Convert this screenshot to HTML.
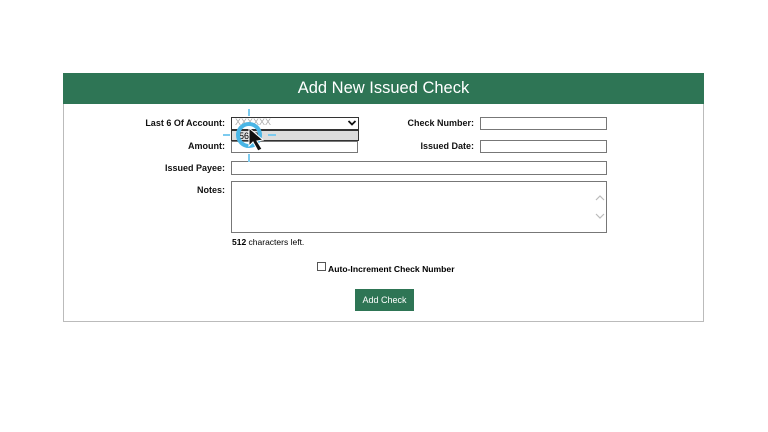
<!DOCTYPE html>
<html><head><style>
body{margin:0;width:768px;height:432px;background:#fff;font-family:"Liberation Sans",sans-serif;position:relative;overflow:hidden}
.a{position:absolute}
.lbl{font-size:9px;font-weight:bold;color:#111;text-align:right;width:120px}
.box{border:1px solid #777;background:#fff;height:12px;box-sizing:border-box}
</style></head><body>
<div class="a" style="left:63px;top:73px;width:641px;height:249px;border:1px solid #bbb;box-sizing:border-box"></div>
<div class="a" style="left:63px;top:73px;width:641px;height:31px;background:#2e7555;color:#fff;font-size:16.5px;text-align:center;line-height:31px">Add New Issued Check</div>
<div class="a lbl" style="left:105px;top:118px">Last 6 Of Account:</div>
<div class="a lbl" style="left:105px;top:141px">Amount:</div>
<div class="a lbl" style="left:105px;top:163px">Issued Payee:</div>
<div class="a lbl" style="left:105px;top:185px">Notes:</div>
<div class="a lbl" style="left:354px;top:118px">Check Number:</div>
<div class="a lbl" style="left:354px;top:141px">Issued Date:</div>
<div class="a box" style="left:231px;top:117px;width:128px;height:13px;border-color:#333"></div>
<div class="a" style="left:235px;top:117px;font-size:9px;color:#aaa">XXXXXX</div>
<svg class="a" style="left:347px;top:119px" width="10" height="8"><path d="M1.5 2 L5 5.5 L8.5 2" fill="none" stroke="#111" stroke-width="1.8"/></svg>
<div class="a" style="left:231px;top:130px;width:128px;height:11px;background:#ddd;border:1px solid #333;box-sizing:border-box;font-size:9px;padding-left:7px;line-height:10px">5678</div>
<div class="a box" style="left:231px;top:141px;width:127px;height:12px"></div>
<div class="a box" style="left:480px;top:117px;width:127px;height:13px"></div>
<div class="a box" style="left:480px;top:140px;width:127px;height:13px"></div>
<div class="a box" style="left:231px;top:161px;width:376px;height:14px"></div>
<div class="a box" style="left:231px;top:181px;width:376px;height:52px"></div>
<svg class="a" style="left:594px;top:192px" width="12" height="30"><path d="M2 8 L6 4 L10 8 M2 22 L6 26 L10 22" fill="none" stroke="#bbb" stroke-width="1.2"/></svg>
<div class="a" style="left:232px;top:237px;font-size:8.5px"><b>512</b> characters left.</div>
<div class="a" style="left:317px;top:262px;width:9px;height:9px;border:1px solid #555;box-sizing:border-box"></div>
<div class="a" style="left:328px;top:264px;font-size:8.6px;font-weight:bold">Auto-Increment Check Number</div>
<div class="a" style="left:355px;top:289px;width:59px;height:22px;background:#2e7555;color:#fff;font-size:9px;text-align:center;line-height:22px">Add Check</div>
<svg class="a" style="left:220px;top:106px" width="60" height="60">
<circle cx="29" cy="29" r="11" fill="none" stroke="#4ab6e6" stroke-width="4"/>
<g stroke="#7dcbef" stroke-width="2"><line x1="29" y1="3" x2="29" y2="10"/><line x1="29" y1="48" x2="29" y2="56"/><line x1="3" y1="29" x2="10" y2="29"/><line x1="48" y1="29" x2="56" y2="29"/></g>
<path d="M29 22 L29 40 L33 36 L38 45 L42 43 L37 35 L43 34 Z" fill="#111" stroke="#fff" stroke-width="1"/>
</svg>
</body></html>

::::

## Task requirements
Transcribe the whole listing exactly. Pictures stay out of your copy.

## Exercise response
Convert this screenshot to HTML.
<!DOCTYPE html>
<html><head><style>
body{margin:0;width:768px;height:432px;background:#fff;font-family:"Liberation Sans",sans-serif;position:relative;overflow:hidden}
.a{position:absolute}
.lbl{font-size:9px;font-weight:bold;color:#111;text-align:right;width:120px}
.box{border:1px solid #777;background:#fff;height:12px;box-sizing:border-box}
</style></head><body>
<div class="a" style="left:63px;top:73px;width:641px;height:249px;border:1px solid #bbb;box-sizing:border-box"></div>
<div class="a" style="left:63px;top:73px;width:641px;height:31px;background:#2e7555;color:#fff;font-size:16.5px;text-align:center;line-height:31px">Add New Issued Check</div>
<div class="a lbl" style="left:105px;top:118px">Last 6 Of Account:</div>
<div class="a lbl" style="left:105px;top:141px">Amount:</div>
<div class="a lbl" style="left:105px;top:163px">Issued Payee:</div>
<div class="a lbl" style="left:105px;top:185px">Notes:</div>
<div class="a lbl" style="left:354px;top:118px">Check Number:</div>
<div class="a lbl" style="left:354px;top:141px">Issued Date:</div>
<div class="a box" style="left:231px;top:117px;width:128px;height:13px;border-color:#333"></div>
<div class="a" style="left:235px;top:117px;font-size:9px;color:#aaa">XXXXXX</div>
<svg class="a" style="left:347px;top:119px" width="10" height="8"><path d="M1.5 2 L5 5.5 L8.5 2" fill="none" stroke="#111" stroke-width="1.8"/></svg>
<div class="a" style="left:231px;top:130px;width:128px;height:11px;background:#ddd;border:1px solid #333;box-sizing:border-box;font-size:9px;padding-left:7px;line-height:10px">5678</div>
<div class="a box" style="left:231px;top:141px;width:127px;height:12px"></div>
<div class="a box" style="left:480px;top:117px;width:127px;height:13px"></div>
<div class="a box" style="left:480px;top:140px;width:127px;height:13px"></div>
<div class="a box" style="left:231px;top:161px;width:376px;height:14px"></div>
<div class="a box" style="left:231px;top:181px;width:376px;height:52px"></div>
<svg class="a" style="left:594px;top:192px" width="12" height="30"><path d="M2 8 L6 4 L10 8 M2 22 L6 26 L10 22" fill="none" stroke="#bbb" stroke-width="1.2"/></svg>
<div class="a" style="left:232px;top:237px;font-size:8.5px"><b>512</b> characters left.</div>
<div class="a" style="left:317px;top:262px;width:9px;height:9px;border:1px solid #555;box-sizing:border-box"></div>
<div class="a" style="left:328px;top:264px;font-size:8.6px;font-weight:bold">Auto-Increment Check Number</div>
<div class="a" style="left:355px;top:289px;width:59px;height:22px;background:#2e7555;color:#fff;font-size:9px;text-align:center;line-height:22px">Add Check</div>
<svg class="a" style="left:220px;top:106px" width="60" height="60">
<circle cx="29" cy="29" r="11" fill="none" stroke="#4ab6e6" stroke-width="4"/>
<g stroke="#7dcbef" stroke-width="2"><line x1="29" y1="3" x2="29" y2="10"/><line x1="29" y1="48" x2="29" y2="56"/><line x1="3" y1="29" x2="10" y2="29"/><line x1="48" y1="29" x2="56" y2="29"/></g>
<path d="M29 22 L29 40 L33 36 L38 45 L42 43 L37 35 L43 34 Z" fill="#111" stroke="#fff" stroke-width="1"/>
</svg>
</body></html>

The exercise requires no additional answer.